An alternative is to mount an in-line surge suppressor to dampen pulsations over a wide range of frequencies, Figure 3. One such suppressor consists of a housing containing an annular area that holds a pressurized charge of nitrogen, a cylindrical membrane, and a perforated tube, Figure 4. Under normal operation, fluid simply passes through the suppressor by entering one end of the tube and exiting the other. However, if pressure increases - from pump pulsation, for example - the fluid passes radially outward through the tube perforations, overcomes the nitrogen charge pressure, and expands the diaphragm outward. Allowing pressure fluctuations to act against the pressurized nitrogen cushions the vibration, so output pressure is much smoother - and, therefore, pump operation is quieter. Moreover, sizing is simple, because the suppressor is selected according to the size of the pump discharge line.

Finding out more

Figure 4. Surge suppressor uses pressurized nitrogen gas, elastic membrane, and metal tube containing hundreds of holes to dampen pressure pulsations. In cross-sectional drawing above, a sudden increase in pressure causes hydraulic fluid to flow radially outward, through holes in the perforated tabe, and against the membrane, which is loaded against a charge of nitrogen gas. At low fluid pressure, the membrane contracts around the perforated tube. The small size of the holes prevents the membrane from extruding through them.

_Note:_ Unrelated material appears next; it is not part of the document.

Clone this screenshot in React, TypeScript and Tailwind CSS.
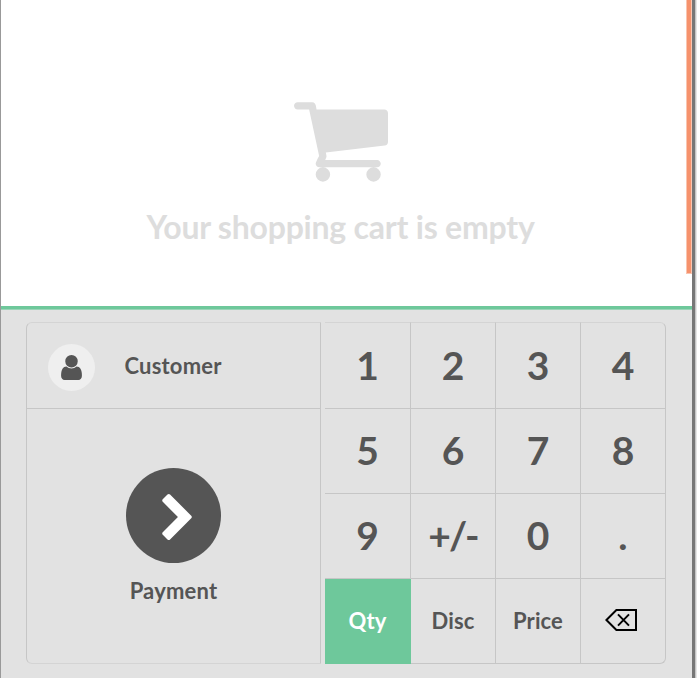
import React from 'react';

const CartIcon = () => (
  <svg className="block h-[80px] w-[94px]" viewBox="64 256 1664 1408" fill="#dddddd">
    <path d="M704 1536q0 52-38 90t-90 38-90-38-38-90 38-90 90-38 90 38 38 90zm896 0q0 52-38 90t-90 38-90-38-38-90 38-90 90-38 90 38 38 90zm128-1088v512q0 24-16.5 42.5t-40.5 21.5l-1044 122q13 60 13 70 0 16-24 64h920q26 0 45 19t19 45-19 45-45 19h-1024q-26 0-45-19t-19-45q0-11 8-31.5t16-36 21.5-40 15.5-29.5l-177-823h-204q-26 0-45-19t-19-45 19-45 45-19h256q16 0 28.5 6.5t19.5 15.5 13 24.5 8 26 5.5 29.5 4.5 26h1201q26 0 45 19t19 45z" />
  </svg>
);

const UserIcon = () => (
  <svg className="block h-[25px] w-[21px]" viewBox="256 128 1280 1536" fill="#555555">
    <path d="M1536 1399q0 109-62.5 187t-150.5 78h-854q-88 0-150.5-78t-62.5-187q0-85 8.5-160.5t31.5-152 58.5-131 94-89 134.5-34.5q131 128 313 128t313-128q76 0 134.5 34.5t94 89 58.5 131 31.5 152 8.5 160.5zm-256-887q0 159-112.5 271.5t-271.5 112.5-271.5-112.5-112.5-271.5 112.5-271.5 271.5-112.5 271.5 112.5 112.5 271.5z" />
  </svg>
);

const ChevronIcon = () => (
  <svg className="mt-[2px] ml-[7px] block h-[46px] w-[30px]" viewBox="346 26 1036 1612" fill="#ffffff">
    <path d="M1363 877l-742 742q-19 19-45 19t-45-19l-166-166q-19-19-19-45t19-45l531-531-531-531q-19-19-19-45t19-45l166-166q19-19 45-19t45 19l742 742q19 19 19 45t-19 45z" />
  </svg>
);

const BackspaceIcon = () => (
  <svg className="-mt-[2px] -ml-[5px] block h-[22px] w-[32px]" viewBox="0 0 32 22" fill="none" stroke="#000000" strokeWidth="2">
    <path d="M11.4 1H31v20H11.4L1.4 11z" />
    <path d="M13 5.4 24 16.6M24 5.4 13 16.6" />
  </svg>
);

const keys = ['1', '2', '3', '4', '5', '6', '7', '8', '9', '+/-', '0', '.', 'Qty', 'Disc', 'Price', 'back'];

function keyStyle(label: string, i: number) {
  const size = i < 12 ? 'text-[39px] pb-[1px]' : 'text-[22px] tracking-[0.1px]';
  const look = label === 'Qty' ? 'bg-[#6ec89b] text-white border-[#6ec89b]' : 'border-[#c6c6c6] text-[#555555]';
  const corner = i === 3 ? 'rounded-tr-[6px]' : i === 15 ? 'rounded-br-[6px]' : '';
  const top = i < 4 ? 'border-t border-t-[#d4d4d4]' : '';
  const tracking = label === '+/-' ? 'tracking-[-2px]' : '';
  return `${size} ${look} ${corner} ${top} ${tracking}`;
}

export default function App() {
  return (
    <div className="flex h-[678px] w-[697px] overflow-hidden bg-white font-['Lato',sans-serif] font-bold text-[#555555]">
      <div className="w-px bg-[#999999]" />
      <div className="flex w-[691px] flex-col">
        <div className="flex h-[306px] justify-between">
          <div className="flex w-[679px] flex-col items-center pt-[101.5px]">
            <CartIcon />
            <p className="mt-[25.5px] text-[32px] leading-[40px] tracking-[-0.22px] whitespace-nowrap text-[#dddddd]">Your shopping cart is empty</p>
          </div>
          <div className="h-[274px] w-[6px] border-x border-b border-[#fac5b0] bg-[#f6926c]" />
        </div>
        <div className="h-[4px] border-b border-[#9bd5b8] bg-[#6ec89b]" />
        <div className="flex h-[368px] gap-[4px] bg-[#e2e2e2] pt-[12px] pl-[25px]">
          <div className="flex h-[342px] w-[295px] flex-col rounded-l-[6px] border border-[#c6c6c6] border-t-[#d4d4d4] border-b-[#d4d4d4]">
            <button className="flex h-[86px] items-center border-b border-[#c6c6c6] pl-[21px]">
              <span className="mt-[4px] flex size-[47px] items-center justify-center rounded-full bg-[#efefef]">
                <UserIcon />
              </span>
              <span className="ml-[29.5px] text-[22px] leading-[28px] tracking-[0.2px]">Customer</span>
            </button>
            <button className="flex flex-1 flex-col items-center pt-[59px]">
              <span className="flex size-[95px] items-center justify-center rounded-full bg-[#555555]">
                <ChevronIcon />
              </span>
              <span className="mt-[14px] text-[22px] leading-[28px] tracking-[0.2px]">Payment</span>
            </button>
          </div>
          <div className="grid h-[342px] grid-cols-[86px_85px_85px_85px] grid-rows-[87px_85px_85px_85px]">
            {keys.map((label, i) => (
              <button key={label} className={`flex items-center justify-center border-r border-b leading-none ${keyStyle(label, i)}`}>
                {label === 'back' ? <BackspaceIcon /> : label}
              </button>
            ))}
          </div>
        </div>
      </div>
      <div className="w-[3px] bg-[#777777]" />
      <div className="w-px bg-[#c4c4c4]" />
      <div className="w-px bg-[#e6e6e6]" />
    </div>
  );
}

However you decide to make the hydraulic systems you design run quieter, component manufacturers prove an invaluable resource. Not only can they provide specifications on components, but they may also have useful literature containing more information on noise control of hydraulic systems. Engineering service laboratories who specialize in design and testing of hydraulic systems may also provide solutions. Whether affiliated with major component manufacturers or engineering laboratories, application engineers possess a wealth of knowledge that may include solutions to noise problems very similar to those experienced by your applications.

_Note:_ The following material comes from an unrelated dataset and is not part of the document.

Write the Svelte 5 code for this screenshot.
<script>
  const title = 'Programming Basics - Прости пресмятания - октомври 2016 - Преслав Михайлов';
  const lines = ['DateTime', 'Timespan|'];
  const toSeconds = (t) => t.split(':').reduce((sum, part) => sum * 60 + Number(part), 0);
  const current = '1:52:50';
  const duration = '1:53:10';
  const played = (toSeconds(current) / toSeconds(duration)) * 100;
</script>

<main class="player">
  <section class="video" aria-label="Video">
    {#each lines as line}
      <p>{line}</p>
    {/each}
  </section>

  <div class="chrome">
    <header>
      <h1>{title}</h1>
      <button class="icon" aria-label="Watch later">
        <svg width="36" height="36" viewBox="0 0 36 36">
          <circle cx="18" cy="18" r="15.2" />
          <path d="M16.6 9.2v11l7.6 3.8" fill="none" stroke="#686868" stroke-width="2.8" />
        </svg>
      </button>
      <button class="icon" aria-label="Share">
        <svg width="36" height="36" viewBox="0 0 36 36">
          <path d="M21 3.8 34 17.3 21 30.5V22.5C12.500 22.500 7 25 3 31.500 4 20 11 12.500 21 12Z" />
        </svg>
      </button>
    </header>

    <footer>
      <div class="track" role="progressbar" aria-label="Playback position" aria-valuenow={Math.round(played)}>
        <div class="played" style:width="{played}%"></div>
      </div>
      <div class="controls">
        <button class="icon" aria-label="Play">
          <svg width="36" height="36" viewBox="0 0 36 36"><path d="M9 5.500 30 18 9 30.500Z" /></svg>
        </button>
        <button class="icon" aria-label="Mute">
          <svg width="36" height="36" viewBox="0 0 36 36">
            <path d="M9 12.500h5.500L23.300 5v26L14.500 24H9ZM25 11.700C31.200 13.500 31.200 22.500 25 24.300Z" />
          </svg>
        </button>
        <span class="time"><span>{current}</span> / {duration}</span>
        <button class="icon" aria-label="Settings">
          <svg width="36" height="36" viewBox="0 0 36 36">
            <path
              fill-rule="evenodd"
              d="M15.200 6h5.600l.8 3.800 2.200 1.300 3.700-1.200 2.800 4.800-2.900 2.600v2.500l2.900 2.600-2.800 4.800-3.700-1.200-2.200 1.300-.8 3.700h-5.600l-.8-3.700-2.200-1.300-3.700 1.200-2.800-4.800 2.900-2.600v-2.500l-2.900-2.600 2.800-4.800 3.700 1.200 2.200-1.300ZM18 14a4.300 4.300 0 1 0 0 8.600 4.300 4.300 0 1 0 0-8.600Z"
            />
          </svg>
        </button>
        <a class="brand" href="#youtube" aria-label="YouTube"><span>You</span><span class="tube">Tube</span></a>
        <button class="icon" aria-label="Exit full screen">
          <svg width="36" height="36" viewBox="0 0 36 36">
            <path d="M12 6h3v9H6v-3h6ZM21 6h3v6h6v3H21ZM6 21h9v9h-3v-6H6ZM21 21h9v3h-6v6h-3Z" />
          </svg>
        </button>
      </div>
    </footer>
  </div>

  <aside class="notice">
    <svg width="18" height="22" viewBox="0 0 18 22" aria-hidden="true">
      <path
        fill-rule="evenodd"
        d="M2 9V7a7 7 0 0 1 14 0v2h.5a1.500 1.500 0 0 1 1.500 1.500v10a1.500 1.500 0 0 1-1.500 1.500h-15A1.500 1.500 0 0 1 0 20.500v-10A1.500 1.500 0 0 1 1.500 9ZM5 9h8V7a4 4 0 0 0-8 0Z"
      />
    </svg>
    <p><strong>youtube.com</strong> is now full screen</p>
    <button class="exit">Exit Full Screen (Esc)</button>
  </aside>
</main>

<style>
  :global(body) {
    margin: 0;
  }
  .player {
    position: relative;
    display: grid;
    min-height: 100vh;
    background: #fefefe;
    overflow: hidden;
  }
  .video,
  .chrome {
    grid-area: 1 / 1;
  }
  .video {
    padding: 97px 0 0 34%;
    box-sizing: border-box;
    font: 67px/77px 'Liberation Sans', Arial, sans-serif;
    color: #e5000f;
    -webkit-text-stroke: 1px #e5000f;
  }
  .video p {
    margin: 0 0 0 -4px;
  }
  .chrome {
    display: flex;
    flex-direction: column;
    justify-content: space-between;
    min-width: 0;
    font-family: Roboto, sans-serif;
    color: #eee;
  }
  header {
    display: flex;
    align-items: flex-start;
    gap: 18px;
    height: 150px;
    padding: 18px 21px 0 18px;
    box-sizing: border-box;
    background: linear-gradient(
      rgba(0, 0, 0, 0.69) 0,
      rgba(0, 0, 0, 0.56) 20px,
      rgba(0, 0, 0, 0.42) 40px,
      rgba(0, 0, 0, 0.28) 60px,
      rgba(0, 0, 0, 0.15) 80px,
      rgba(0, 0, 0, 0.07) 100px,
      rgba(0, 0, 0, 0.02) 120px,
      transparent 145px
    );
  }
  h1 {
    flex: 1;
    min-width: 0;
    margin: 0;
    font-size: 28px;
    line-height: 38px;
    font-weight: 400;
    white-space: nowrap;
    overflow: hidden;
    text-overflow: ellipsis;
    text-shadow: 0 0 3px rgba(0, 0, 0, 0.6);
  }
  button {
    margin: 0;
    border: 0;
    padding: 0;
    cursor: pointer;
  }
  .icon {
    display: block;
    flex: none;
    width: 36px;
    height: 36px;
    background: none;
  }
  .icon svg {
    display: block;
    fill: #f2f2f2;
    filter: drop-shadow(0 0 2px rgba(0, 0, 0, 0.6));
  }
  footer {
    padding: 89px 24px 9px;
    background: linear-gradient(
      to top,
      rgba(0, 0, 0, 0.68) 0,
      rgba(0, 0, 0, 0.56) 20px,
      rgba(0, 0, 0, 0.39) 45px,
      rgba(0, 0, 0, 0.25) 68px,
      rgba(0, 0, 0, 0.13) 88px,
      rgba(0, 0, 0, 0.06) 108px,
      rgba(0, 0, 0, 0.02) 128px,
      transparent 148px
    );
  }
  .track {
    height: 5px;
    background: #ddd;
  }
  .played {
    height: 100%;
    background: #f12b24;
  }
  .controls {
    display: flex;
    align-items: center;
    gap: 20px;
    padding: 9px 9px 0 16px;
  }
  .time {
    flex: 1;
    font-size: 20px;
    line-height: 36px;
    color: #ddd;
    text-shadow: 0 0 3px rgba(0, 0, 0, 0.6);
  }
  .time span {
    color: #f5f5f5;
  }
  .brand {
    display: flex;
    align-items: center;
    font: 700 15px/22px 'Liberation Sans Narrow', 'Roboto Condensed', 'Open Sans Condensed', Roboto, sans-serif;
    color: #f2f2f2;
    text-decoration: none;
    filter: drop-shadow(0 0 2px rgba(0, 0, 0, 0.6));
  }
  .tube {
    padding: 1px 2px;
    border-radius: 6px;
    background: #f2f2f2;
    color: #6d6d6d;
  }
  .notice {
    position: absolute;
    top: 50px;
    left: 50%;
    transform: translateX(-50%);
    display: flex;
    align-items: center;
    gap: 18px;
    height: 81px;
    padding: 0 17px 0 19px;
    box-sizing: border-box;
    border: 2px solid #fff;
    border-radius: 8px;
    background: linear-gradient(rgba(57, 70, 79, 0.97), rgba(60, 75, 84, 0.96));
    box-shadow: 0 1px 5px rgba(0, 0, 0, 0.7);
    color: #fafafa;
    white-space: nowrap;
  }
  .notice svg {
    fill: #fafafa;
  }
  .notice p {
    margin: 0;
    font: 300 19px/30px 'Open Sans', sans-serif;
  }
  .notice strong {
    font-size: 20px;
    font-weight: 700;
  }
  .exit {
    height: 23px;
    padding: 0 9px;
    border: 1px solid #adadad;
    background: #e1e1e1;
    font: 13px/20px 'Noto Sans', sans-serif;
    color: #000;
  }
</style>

But resources don't end there. Dozens of books, technical reports, and papers exist to help you learn more about controlling noise in hydraulic systems. Calling on these resources may not make you an expert on the subject, but you'll certainly be more able to decide which solutions are most practical for your applications.

Keeping pneumatics quiet

Exhaust mufflers have taken on greater importance with the recent enactment of OSHA (Occupational Safety and Health Administration) Standard 1910.1000. In part, the standard mandates that noise may not exceed 90 dBA during an 8-hr day of a 40-hr week. In addition,compressed air exhaust may not exceed 4.32 ppm of oil mist contamination in any 8-hr work shift of a 40-hr work week. In addition, OSHA regulations spell out specific noise and emissions limits and time periods in which these limits are allowed. For example, exhaust noise from a pneumatic system as high as 115 dBA is acceptable. However, workers may only be exposed to this noise for 15 min within an 8-hr shift. So if workers will be near the exhaust of a pneumatic system for an entire 8-hr shift, noise to only 90 dBA is allowed.

For decades, air exhaust mufflers have been used to reduce noise and emissions of compressed air exhausts. Now, however, specific guidelines exist. Internal geometry to reduce air velocity and baffles for audio damping take care of noise; filtration takes care of the oil. But not just any filter-muffler will do.

A standard filter-muffler has a porous element to trap any solids that may have been entrained in the com-pressed air stream. Porous elements, however, are not designed to trap va-pors or liquids, such as oil. So unless the pneumatic system uses an oil-free air compressor and no lubricators, exhaust air should be routed through a coalescing muffler.

A coalescing muffler operates on the same principles as a coalescing filter. As air flows through the coalescing element, oil particles are captured by three different mechanisms: direct interception, inertial impaction, and diffusion. In direct interception, oil particles simply collide with and are trapped by filter fibers. With inertial impaction, the element's turbulent air stream throws oil particles against fibers, which trap the oil. Diffusion causes the smallest particles to vibrate and collide with each other - and eventually the element's fibers — which traps the oil.